Directed by Raoul Walsh; produced by Aaron Rosenberg
It’s 1877, and a Northwest Mounted Police inspector (Alan Ladd) in western Canada has his hands full. His new superior (Robert Douglas) is inexperienced but arrogant; the lone survivor (Shelley Winters) of a massacre doesn’t want to be rescued; an American lawman (Hugh O’Brian) is giving trouble, and there may be an Indian uprising in the offing.

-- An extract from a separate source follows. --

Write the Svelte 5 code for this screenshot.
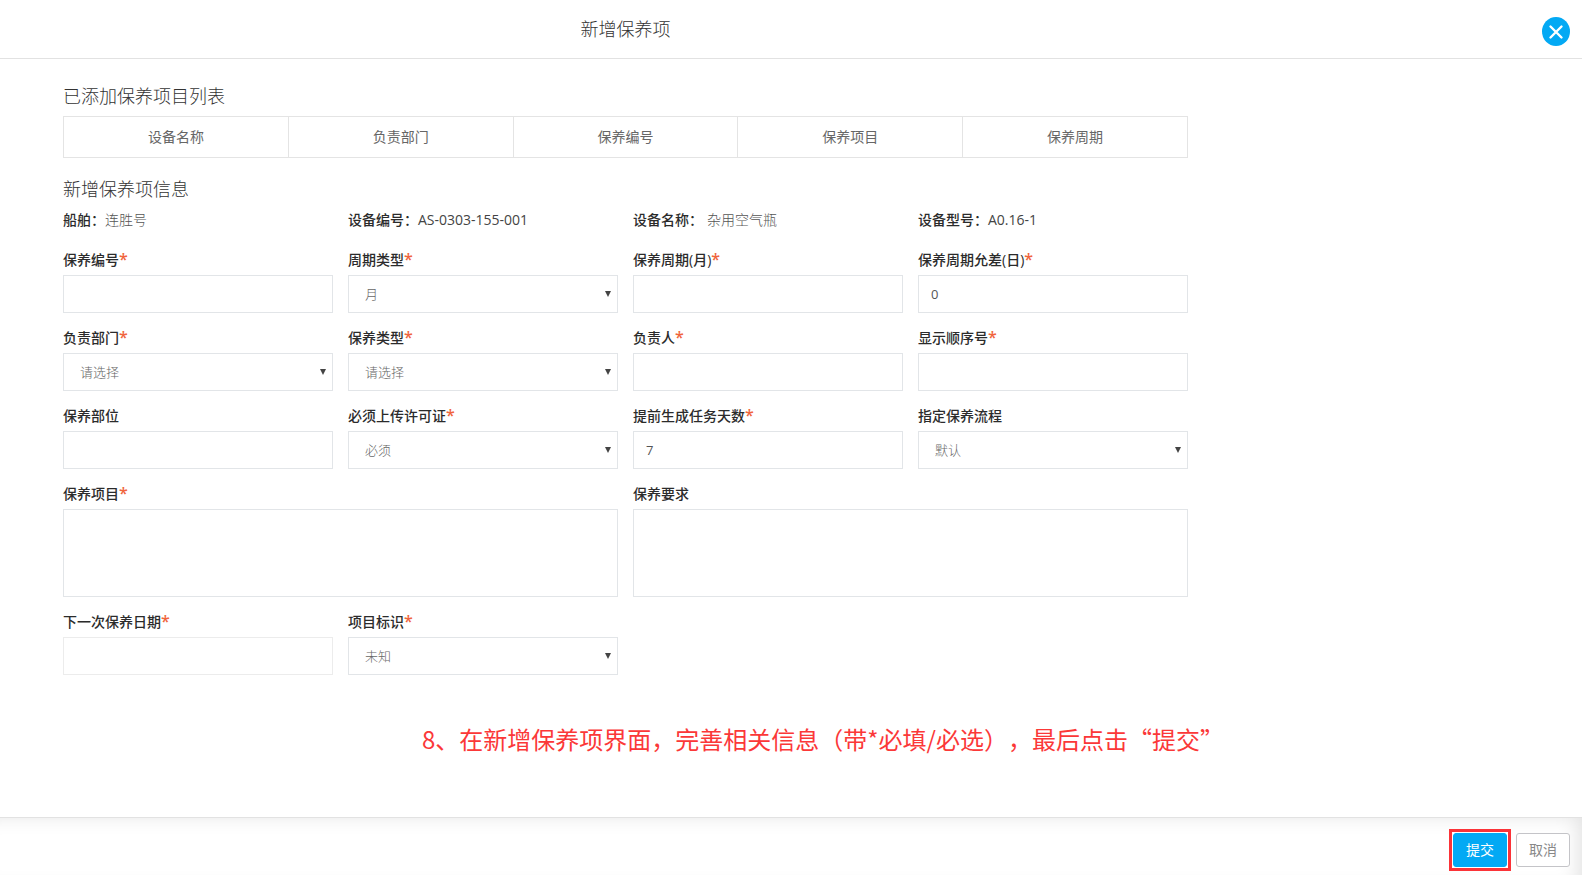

The first thing one might notice about this movie is the poster, which depicts the stars against a background of huge mountains. To those who know the province of the film’s title, showing mountains in connection with it is rather like describing the vast, sweeping plains of Switzerland, or the burning deserts of Delaware. The script manages to avoid actual irony by setting the story at the headwaters of the North Saskatchewan River, which are indeed in the Rocky Mountains. But its geography is askew in other ways. It mentions Forts Saskatchewan and Walsh, but neither of these real places are anywhere near the mountains. As well, Winters is first encountered trying to get to Battleford from Fort Macleod. That route would in reality take one away from the Rockies, not keep one in them.
Why Saskatchewan was chosen as the title, I don’t know. The name may have sounded exotic to the American producers. I am reminded of the scene in Rogue Male in which the protagonist confides to his uncle that he must go into hiding. The uncle advocates fleeing abroad, perhaps to Saskatchewan, which he pronounces very deliberately. Then he adds, “Er, where is…Sas-kat-chew-an?”

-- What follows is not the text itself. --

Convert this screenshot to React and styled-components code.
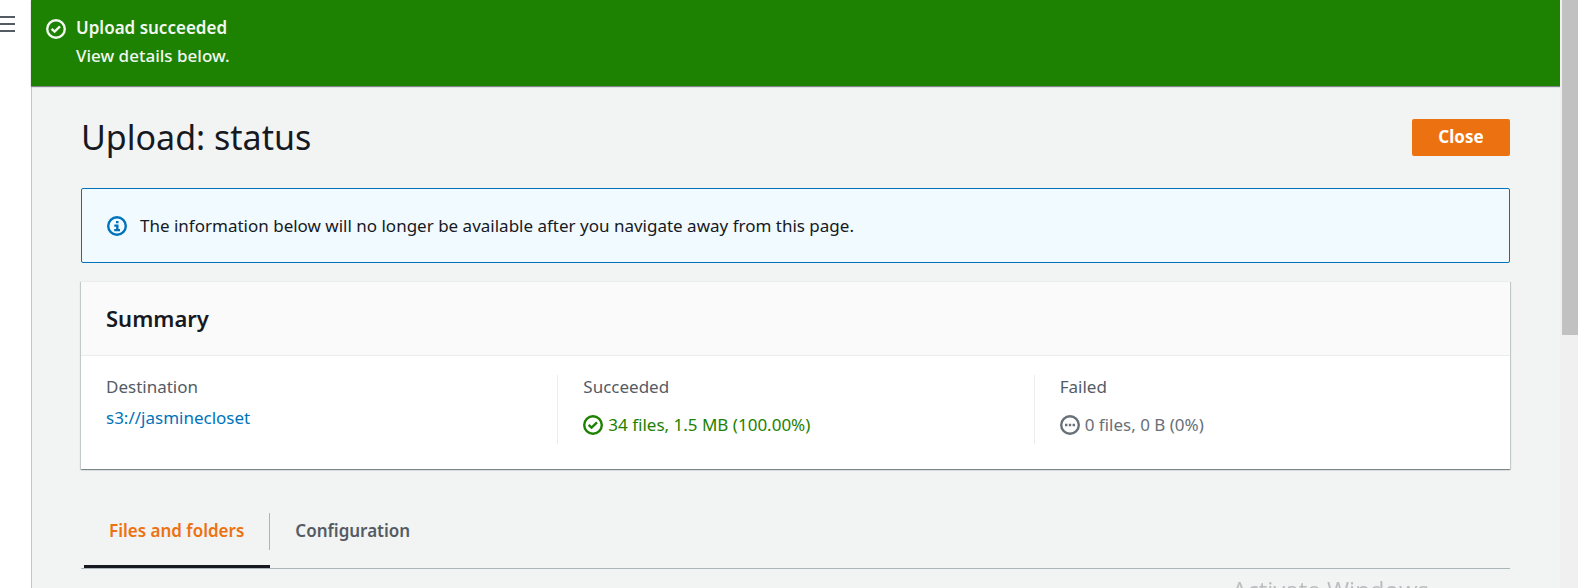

However, the film is historically at fault, as well. The story centres on a large body of Sioux coming into Canada after their victory over the United States at the Battle of the Little Big Horn. Filled with confidence, they seek to incite the native Cree to rebel against Canada. The attempts of Ladd to keep the peace, and deal with the results, form the bulk of the story. In fact, the Sioux came to Canada to settle down in peace, though they eventually returned to the U.S.

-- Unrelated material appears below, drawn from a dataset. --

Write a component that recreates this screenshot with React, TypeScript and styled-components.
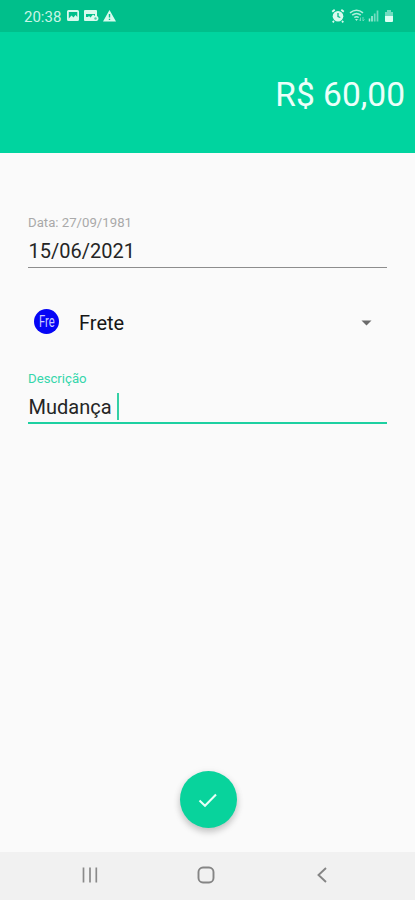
import React from "react";
import styled, { createGlobalStyle } from "styled-components";

const GlobalStyle = createGlobalStyle`
  * { box-sizing: border-box; }
  body { margin: 0; font-family: Roboto, "Liberation Sans", sans-serif; background: #fafafa; }
`;

const Screen = styled.div`
  display: flex;
  flex-direction: column;
  width: 415px;
  height: 900px;
  overflow: hidden;
  background: #fafafa;
`;

const StatusBar = styled.div`
  display: flex;
  align-items: center;
  justify-content: space-between;
  height: 32px;
  padding: 0 20px 0 24px;
  background: #00bf8b;
  color: #c9f5e6;
`;

const Clock = styled.span`
  font-size: 15px;
  line-height: 18px;
  width: 43px;
  padding-top: 2px;
`;

const IconGroup = styled.div`
  display: flex;
  align-items: center;
`;

const Header = styled.header`
  display: flex;
  justify-content: flex-end;
  height: 121px;
  padding: 43px 10px 0 0;
  background: #00d49f;
`;

const Amount = styled.h1`
  margin: 0;
  font-size: 33.5px;
  line-height: 40px;
  font-weight: 400;
  color: #ecfffa;
  white-space: nowrap;
`;

const Form = styled.main`
  display: flex;
  flex: 1;
  flex-direction: column;
  padding: 62px 28px 0;
`;

const Field = styled.label<{ $active?: boolean }>`
  display: flex;
  flex-direction: column;
  height: 53px;
  border-bottom: ${(p) => (p.$active ? "2px solid #1dd0a1" : "1px solid #8d8d8d")};
`;

const FieldLabel = styled.span<{ $active?: boolean }>`
  font-size: 13.2px;
  line-height: 16px;
  color: ${(p) => (p.$active ? "#35d6ab" : "#a9a9a9")};
`;

const FieldValue = styled.span`
  display: flex;
  align-items: center;
  height: 28px;
  margin-top: 6px;
  padding-left: 0.5px;
  font-size: 20px;
  color: #252525;
  white-space: pre;
`;

const Caret = styled.span`
  width: 2px;
  height: 27px;
  margin: 0 0 2px 5px;
  background: #35d0a5;
`;

const Category = styled.div`
  display: flex;
  align-items: center;
  height: 40px;
  margin: 35px 0 28px;
  padding: 0 15px 0 6px;
`;

const Badge = styled.span`
  display: flex;
  align-items: center;
  justify-content: center;
  width: 25px;
  height: 25px;
  margin-bottom: 4px;
  border-radius: 50%;
  background: #0505f5;
  color: #c9cbff;
  font-size: 17px;
`;

const BadgeText = styled.span`
  transform: scaleX(0.66);
`;

const CategoryName = styled.span`
  flex: 1;
  margin-left: 20px;
  padding-bottom: 1px;
  font-size: 20px;
  color: #161616;
`;

const Actions = styled.div`
  display: flex;
  justify-content: center;
  height: 81px;
  padding-left: 1px;
`;

const ConfirmButton = styled.button`
  display: flex;
  align-items: center;
  justify-content: center;
  width: 57px;
  height: 57px;
  padding: 0;
  border: 0;
  border-radius: 50%;
  background: #08d39c;
  box-shadow: 0 4px 7px rgba(0, 0, 0, 0.2), 0 1px 8px rgba(0, 0, 0, 0.06);
`;

const NavBar = styled.nav`
  display: grid;
  grid-template-columns: 32px 116px 116px 116px 35px;
  align-items: center;
  justify-items: center;
  height: 48px;
  padding-bottom: 2px;
  background: #f1f1f1;
  svg { grid-row: 1; }
  svg:nth-child(1) { grid-column: 2; }
  svg:nth-child(2) { grid-column: 3; }
  svg:nth-child(3) { grid-column: 4; }
`;

const Notifications = () => (
  <svg width="50" height="14" viewBox="0 0 50 14" fill="#d8faee">
    <path fillRule="evenodd" d="M1.500 1h9q1.500 0 1.500 1.500v8q0 1.500-1.500 1.500h-9Q0 12 0 10.500v-8Q0 1 1.500 1ZM1.800 3v6.500l2.700-3 2 2L8.500 6l1.800 2V3Z" />
    <path fillRule="evenodd" d="M18 1h11q1 0 1 1v5q1.500.5 1.500 2.500t-2 2.500H18q-1 0-1-1V2q0-1 1-1ZM19 5v3h2l1-1 1.500 1.500L26 5.500 28 7V5Z" />
    <circle cx="28.500" cy="9.500" r="1.200" fill="#45d0a9" />
    <path fillRule="evenodd" d="M42.500 1 49 12.500H36ZM41.800 5v3.500h1.400V5Zm0 4.700V11h1.400V9.700Z" />
  </svg>
);

const SystemIcons = () => (
  <svg width="64" height="16" viewBox="0 0 64 16" fill="none">
    <circle cx="7" cy="8.200" r="5.300" fill="#d8faee" />
    <path d="M1.200 3.700 3.700 1.700M10.300 1.700l2.500 2M3 13l-1.300 1.300M11 13l1.300 1.300" stroke="#d8faee" strokeWidth="1.800" />
    <path d="M7 5v3.500l2.300 1" stroke="#00b887" strokeWidth="1.300" />
    <path d="M19 4.800q6.500-5 13 0M21.200 7.200q4.300-3.400 8.600 0M23.300 9.500q2.200-1.700 4.400 0" stroke="#b4efdd" strokeWidth="1.500" />
    <path d="M24 11h3l-1.500 2Z" fill="#b4efdd" />
    <path d="M29.500 13V9.500m-1.300 2 1.300 1.500M32 9v4m1.500-1.500L32 13" stroke="#6edbbd" />
    <path d="M38.500 13.500v-3m2.500 3V8" stroke="#b4efdd" strokeWidth="1.500" />
    <path d="M43.700 13.500v-8m2.800 8V2.500" stroke="#73dcc0" strokeWidth="1.700" />
    <path d="M56 2h4v2h2v4h-8V4h2Z" fill="#70dcc0" />
    <path d="M54 8h8v5q0 1-1 1h-6q-1 0-1-1Z" fill="#dcfff4" />
  </svg>
);

export default function App() {
  return (
    <>
      <GlobalStyle />
      <Screen>
        <StatusBar>
          <IconGroup>
            <Clock>20:38</Clock>
            <Notifications />
          </IconGroup>
          <SystemIcons />
        </StatusBar>
        <Header>
          <Amount>R$ 60,00</Amount>
        </Header>
        <Form>
          <Field>
            <FieldLabel>Data: 27/09/1981</FieldLabel>
            <FieldValue>15/06/2021</FieldValue>
          </Field>
          <Category>
            <Badge><BadgeText>Fre</BadgeText></Badge>
            <CategoryName>Frete</CategoryName>
            <svg width="11" height="6" viewBox="0 0 11 6">
              <path d="M0.500 0.500h10l-5 5Z" fill="#6b6b6b" />
            </svg>
          </Category>
          <Field $active>
            <FieldLabel $active>Descrição</FieldLabel>
            <FieldValue>Mudança<Caret /></FieldValue>
          </Field>
        </Form>
        <Actions>
          <ConfirmButton aria-label="Confirmar">
            <svg width="20" height="16" viewBox="0 0 20 16" fill="none">
              <path d="M1.500 8.500 7 13.700 18 2.500" stroke="#e6fff7" strokeWidth="2.100" />
            </svg>
          </ConfirmButton>
        </Actions>
        <NavBar>
          <svg width="18" height="18" viewBox="0 0 18 18" fill="none" stroke="#8a8a8a" strokeWidth="1.700">
            <path d="M2.500 1.500v15M9 1.500v15M15.300 1.500v15" />
          </svg>
          <svg width="18" height="18" viewBox="0 0 18 18" fill="none" stroke="#858585" strokeWidth="1.900">
            <rect x="1.500" y="1.500" width="15" height="15" rx="4.500" />
          </svg>
          <svg width="12" height="18" viewBox="0 0 12 18" fill="none" stroke="#858585" strokeWidth="1.900">
            <path d="M10 2 2.500 9 10 16" />
          </svg>
        </NavBar>
      </Screen>
    </>
  );
}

All of this I can forgive in the right movie. I am not so pedantic as to insist on rigid accuracy if the film is a good one. But Saskatchewan is not really that good. Ladd’s character is a standard type: raised locally (how he ended up in the NWMP when all of its initial members came from elsewhere is not explained), he is knowledgeable and experienced; his new superior is a stiff know-it-all. There’s the Indian blood-brother (Jay Silverheels), the tough girl on the run, ambushes, gun-fights. While it is all competently done, it has also been competently done before, and better. The writing is unmemorable, the characters two-dimensional. And did no writer ever hear of infection from bullet wounds? One Mountie runs to join his fellows for the climactic battle just days after being shot in the abdomen.
While Saskatchewan certainly shows Canada in a good light, it does not reflect as well upon its own qualities. If viewers want entertainment with a Mountie in it, perhaps they could watch an old episode of Due South instead.